At Girl Scouts, we know that exposing girls to women with careers in STEM is clearly beneficial to them; they're able to observe firsthand what these careers look like and what they offer. In a field where women have been underrepresented for decades, Lauren took the initiative in order to demonstrate to girls that anything is possible. When she takes the podium this week, it will be as both mentor and mentee, and her story will no doubt inspire the Congressional leaders in the room. As an aspiring leader who wants to one day hold elected office herself, she will be standing among the men and women whose ranks she hopes to one day join. That is the power of Girl Scouts.

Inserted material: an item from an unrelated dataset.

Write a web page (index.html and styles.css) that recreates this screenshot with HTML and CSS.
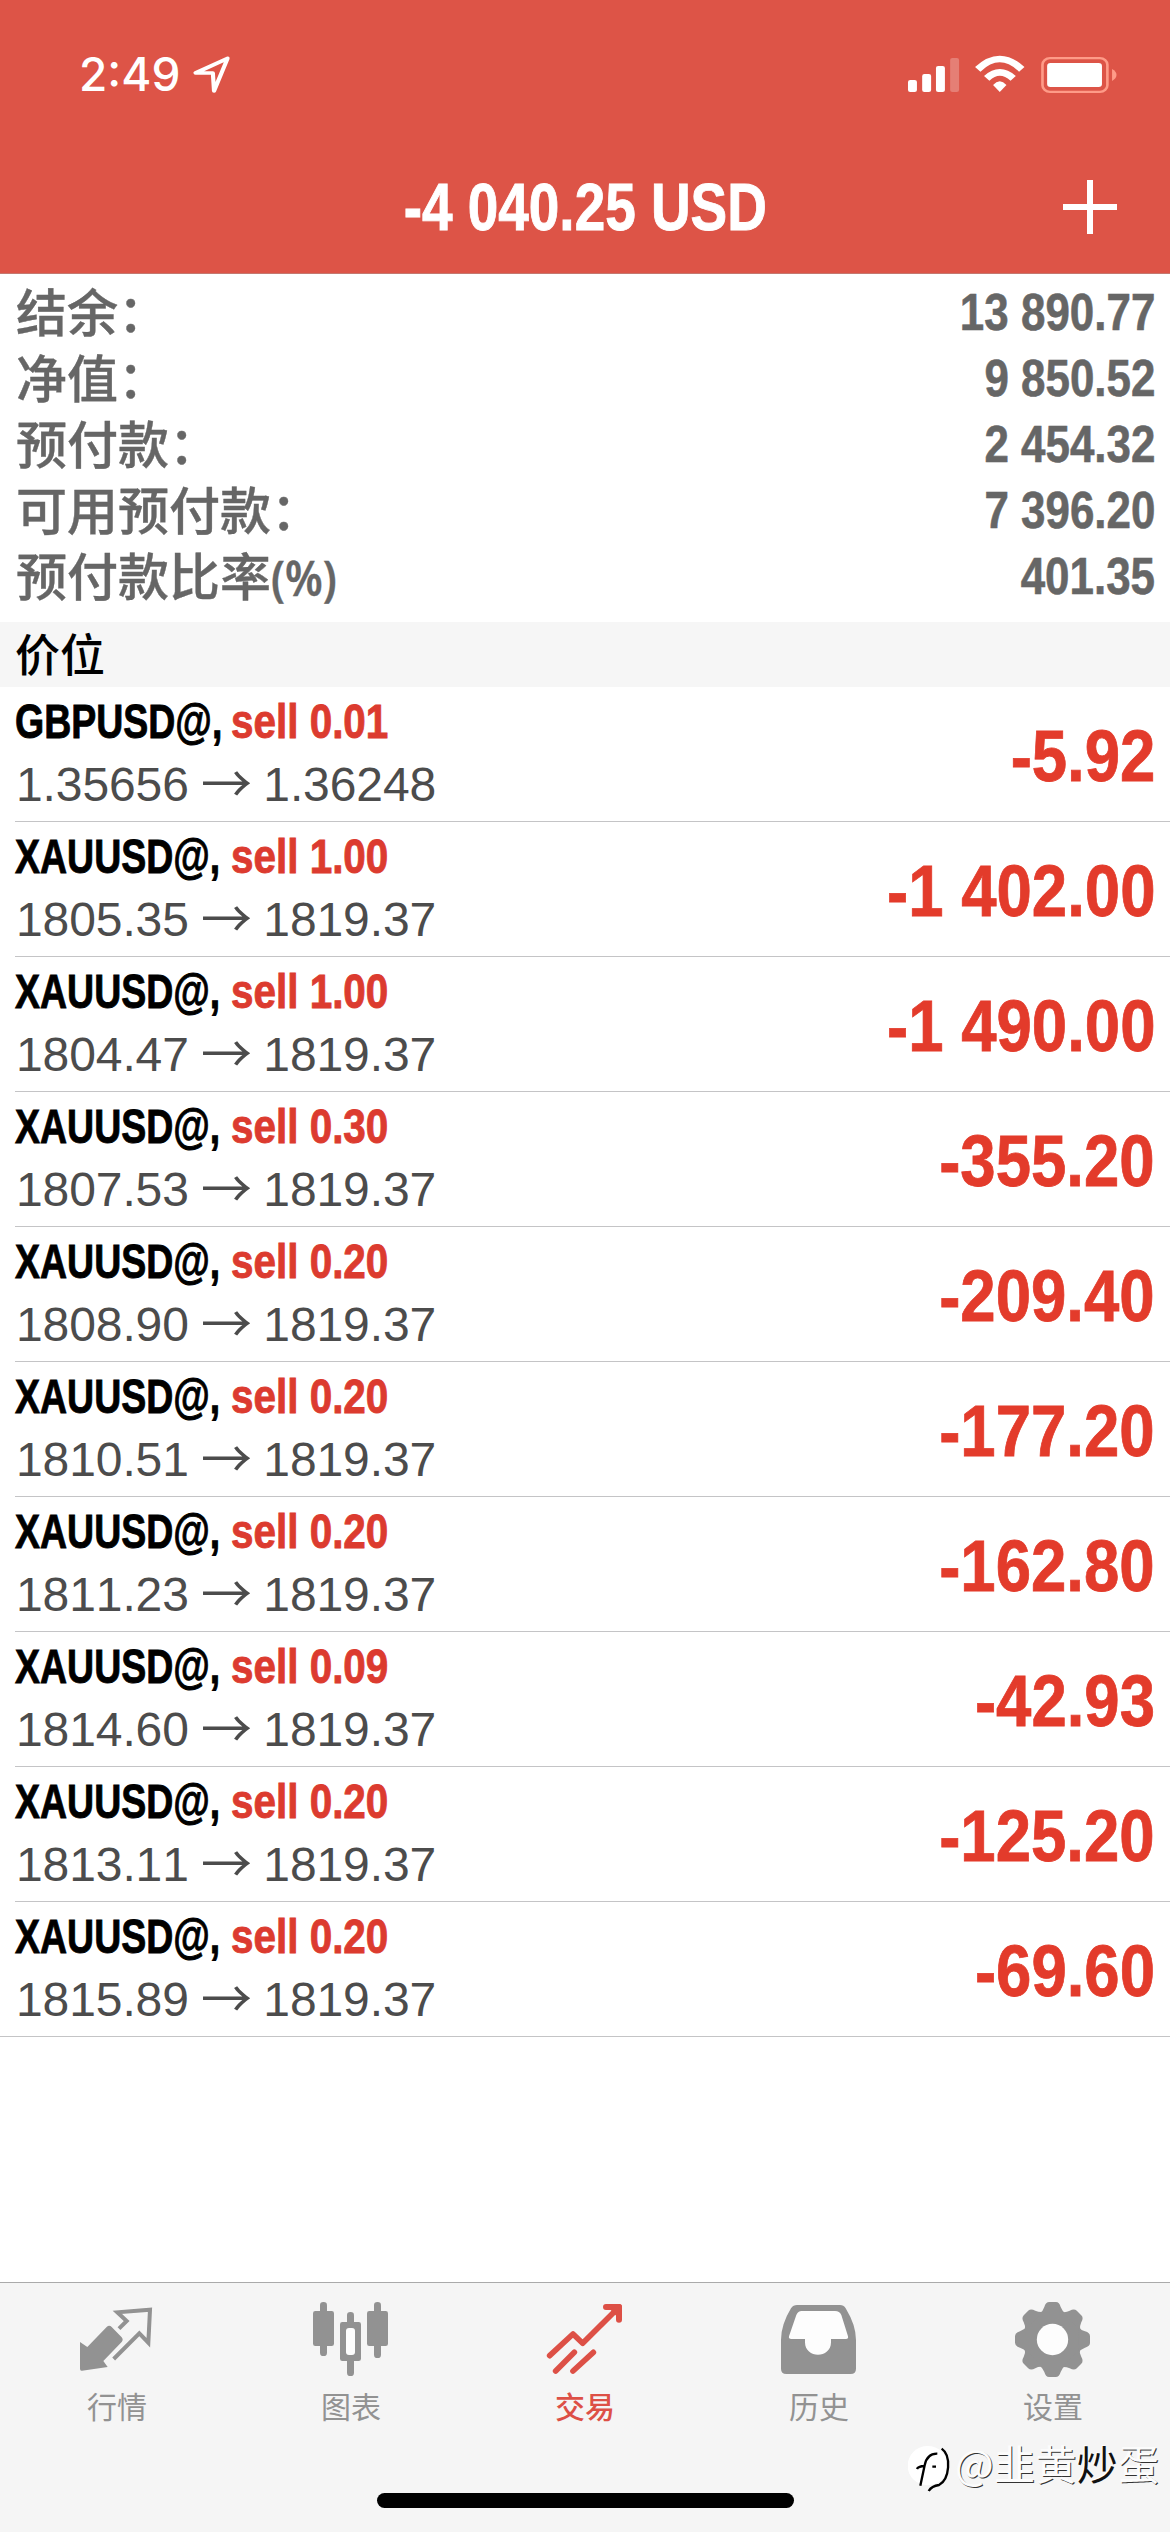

Across every geographic, cultural, ethnic and professional sector, wherever you find female leaders, you will find Girl Scout alumnae. It should come as no surprise that all eight of our Troop Capitol Hill co-chairs, along with 75 percent of the women in the U.S. Senate and 53 percent of the women in the House of Representatives, are Girl Scout alumnae.

These staggering figures speak to the power of the Girl Scout experience to transform a girl into a leader. But there is more work to be done. Troop Capitol Hill provides girls with a glimpse of the leadership landscape for women -- but the fact remains that there are only 86 seats (out of 435) held by women in the House and only 20 (out of 100) in the Senate.

Bringing more women into the ranks of leadership in everything from government to business and beyond means starting with girls. And starting with girls means providing them with role models and mentors. This week on Capitol Hill, Girl Scouts is doing its part to connect girls with today's women leaders to help ensure they see what they can be -- and that what's possible may be more than they ever imagined.